Unidentified Analyst

29:22 And on the demand side?

Tim Klein

29:24 Demand remains very strong. One thing, we're seeing is as consumers started going back to restaurants, when they do eat at home, they're eating a higher quality cut of beef rather than ground beef.

They are buying more expensive items that really drive our margins up. So that continues to be the case as we're seeing all segments retail, food, service, our export markets, the demand is very, very good and we don't see anything changing on that front in the near future.

Unidentified Analyst

30:09 Okay. Thank you.

Operator

30:14 Our next question comes from [indiscernible] with PGIM. Please go ahead, sir.

Unidentified Analyst

30:23 Hi. Thank you.

Actually my question has been answered. My question was about cattle supply in twenty twenty two in the U.S.

Because I've seen as you mentioned the USDA data for September, where cattle placements have been down, there are ninety seven percent versus expected one zero one point four percent and you stated that your expectation for cattle supply in the U.S. will be -- probably only one percent down.

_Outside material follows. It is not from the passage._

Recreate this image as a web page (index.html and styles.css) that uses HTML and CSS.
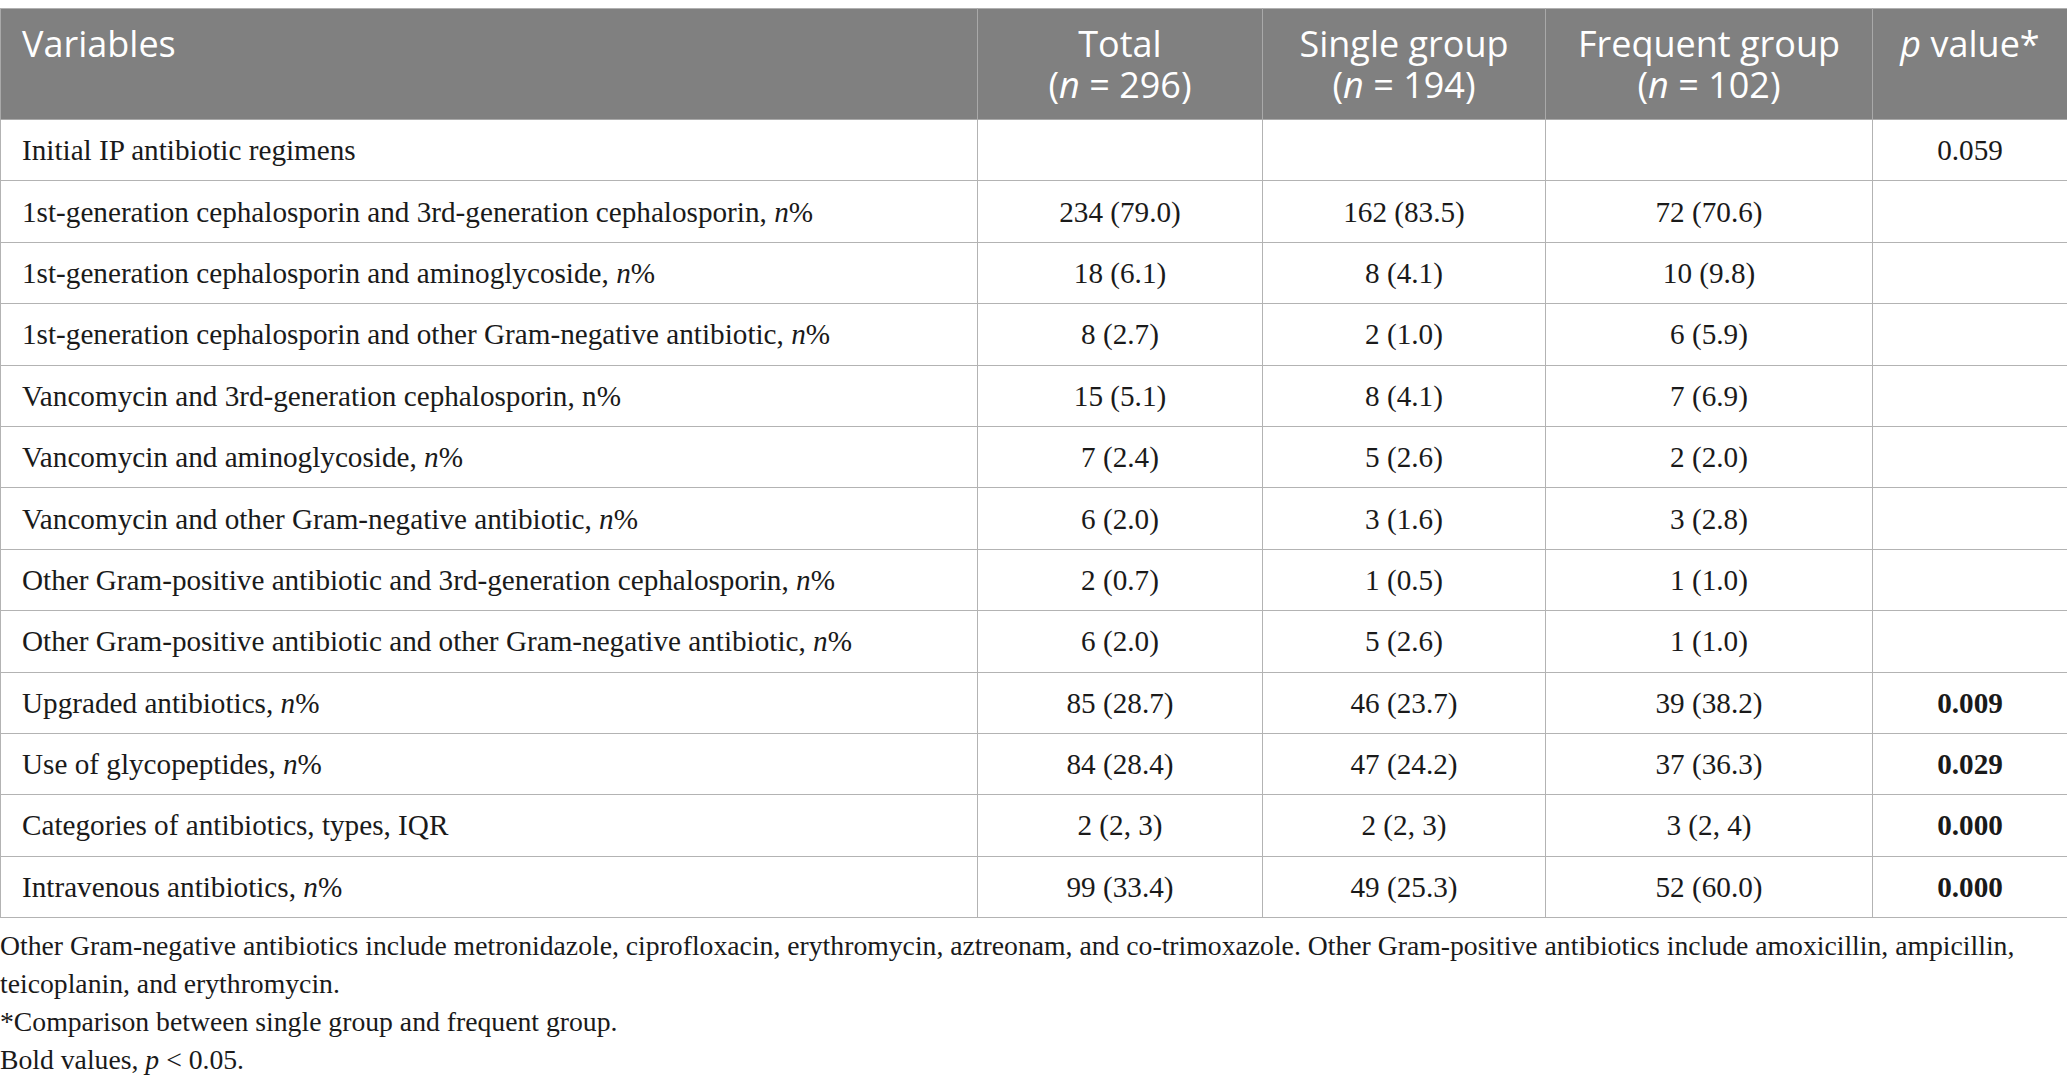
FILE: index.html
```html
<!DOCTYPE html>
<html lang="en">
<head>
<meta charset="utf-8">
<title>Antibiotic regimens table</title>
<link rel="stylesheet" href="styles.css">
</head>
<body>
<div class="page">
  <table class="data">
    <colgroup>
      <col class="c-var">
      <col class="c-total">
      <col class="c-single">
      <col class="c-freq">
      <col class="c-p">
    </colgroup>
    <thead>
      <tr>
        <th class="left"><span class="hl">Variables</span></th>
        <th><span class="hl">Total</span><span class="hl">(<i>n</i> = 296)</span></th>
        <th><span class="hl">Single group</span><span class="hl">(<i>n</i> = 194)</span></th>
        <th><span class="hl">Frequent group</span><span class="hl">(<i>n</i> = 102)</span></th>
        <th><span class="hl"><i>p</i> value*</span></th>
      </tr>
    </thead>
    <tbody>
      <tr><td class="left">Initial IP antibiotic regimens</td><td></td><td></td><td></td><td>0.059</td></tr>
      <tr><td class="left">1st-generation cephalosporin and 3rd-generation cephalosporin, <i>n</i>%</td><td>234 (79.0)</td><td>162 (83.5)</td><td>72 (70.6)</td><td></td></tr>
      <tr><td class="left">1st-generation cephalosporin and aminoglycoside, <i>n</i>%</td><td>18 (6.1)</td><td>8 (4.1)</td><td>10 (9.8)</td><td></td></tr>
      <tr><td class="left">1st-generation cephalosporin and other Gram-negative antibiotic, <i>n</i>%</td><td>8 (2.7)</td><td>2 (1.0)</td><td>6 (5.9)</td><td></td></tr>
      <tr><td class="left">Vancomycin and 3rd-generation cephalosporin, n%</td><td>15 (5.1)</td><td>8 (4.1)</td><td>7 (6.9)</td><td></td></tr>
      <tr><td class="left">Vancomycin and aminoglycoside, <i>n</i>%</td><td>7 (2.4)</td><td>5 (2.6)</td><td>2 (2.0)</td><td></td></tr>
      <tr><td class="left">Vancomycin and other Gram-negative antibiotic, <i>n</i>%</td><td>6 (2.0)</td><td>3 (1.6)</td><td>3 (2.8)</td><td></td></tr>
      <tr><td class="left">Other Gram-positive antibiotic and 3rd-generation cephalosporin, <i>n</i>%</td><td>2 (0.7)</td><td>1 (0.5)</td><td>1 (1.0)</td><td></td></tr>
      <tr><td class="left">Other Gram-positive antibiotic and other Gram-negative antibiotic, <i>n</i>%</td><td>6 (2.0)</td><td>5 (2.6)</td><td>1 (1.0)</td><td></td></tr>
      <tr><td class="left">Upgraded antibiotics, <i>n</i>%</td><td>85 (28.7)</td><td>46 (23.7)</td><td>39 (38.2)</td><td class="sig">0.009</td></tr>
      <tr><td class="left">Use of glycopeptides, <i>n</i>%</td><td>84 (28.4)</td><td>47 (24.2)</td><td>37 (36.3)</td><td class="sig">0.029</td></tr>
      <tr><td class="left">Categories of antibiotics, types, IQR</td><td>2 (2, 3)</td><td>2 (2, 3)</td><td>3 (2, 4)</td><td class="sig">0.000</td></tr>
      <tr><td class="left">Intravenous antibiotics, <i>n</i>%</td><td>99 (33.4)</td><td>49 (25.3)</td><td>52 (60.0)</td><td class="sig">0.000</td></tr>
    </tbody>
  </table>
  <div class="notes">
    <p>Other Gram-negative antibiotics include metronidazole, ciprofloxacin, erythromycin, aztreonam, and co-trimoxazole. Other Gram-positive antibiotics include amoxicillin, ampicillin, teicoplanin, and erythromycin.</p>
    <p>*Comparison between single group and frequent group.</p>
    <p>Bold values, <i>p</i> &lt; 0.05.</p>
  </div>
</div>
</body>
</html>
```

FILE: styles.css
```css
html, body {
  margin: 0;
  padding: 0;
  background: #ffffff;
}

.page {
  padding-top: 8px;
  width: 2067px;
}

.data {
  width: 2067px;
  border-collapse: collapse;
  table-layout: fixed;
  font-family: "Liberation Serif", "Times New Roman", serif;
  color: #1a1a1a;
}

.c-var { width: 977px; }
.c-total { width: 285px; }
.c-single { width: 283px; }
.c-freq { width: 327px; }
.c-p { width: 195px; }

.data th {
  background: #808080;
  color: #ffffff;
  font-family: "Open Sans", "Noto Sans", sans-serif;
  font-weight: 400;
  font-size: 36px;
  line-height: 41px;
  text-align: center;
  vertical-align: top;
  padding: 14px 10px 13px;
  height: 111px;
  box-sizing: border-box;
  border: 1px solid #a9a9a9;
  border-top-color: #b0b0b0;
}

.data th .hl {
  display: block;
  height: 41px;
  line-height: 41px;
}

.data th.left {
  text-align: left;
  padding-left: 21px;
}

.data td {
  font-size: 29.2px;
  line-height: 34px;
  height: 61.4px;
  box-sizing: border-box;
  padding: 0 10px;
  text-align: center;
  vertical-align: middle;
  border: 1px solid #b3b3b3;
  white-space: nowrap;
}

.data td.left {
  text-align: left;
  padding-left: 21px;
}

.data td.sig {
  font-weight: 700;
}

.notes {
  font-family: "Liberation Serif", "Times New Roman", serif;
  font-size: 27.7px;
  line-height: 38px;
  color: #1a1a1a;
  padding-top: 9px;
}

.notes p {
  margin: 0;
}
```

I'm also looking at the price of cattle year on year changes is twenty one percent up twenty twenty one versus twenty twenty. So, I see a mirror image in the U.S.

obviously, in Brazil to Brazil, in Brazil are always coming down price for rollout, but beef is dropping more better the prices in the final price. In the U.S.

it’s opposite. I wonder whether twenty twenty two will be the year when the tool kind of catch with each other and margin will -- as you mentioned be weaker or but much weaker than you expect, what's various for that?

Thank you.

Tim Klein

31:24 Yes. The increase or the decrease in cattle supply will drive prices higher somewhat.

We expect prices in twenty twenty two to be somewhere around eight percent higher than they are in twenty twenty one on average. To cutout values will remain very high and because of that, we're going to maintain very strong margins but not as high as we experienced here in twenty twenty one.

Unidentified Analyst

31:52 Okay. Thank you.

Operator

31:59 Excuse me, this concludes today's question-and-answer session. And this concludes Marfrig Global Foods S.A.

conference call for today. Thank you very much for participation, and have a nice day.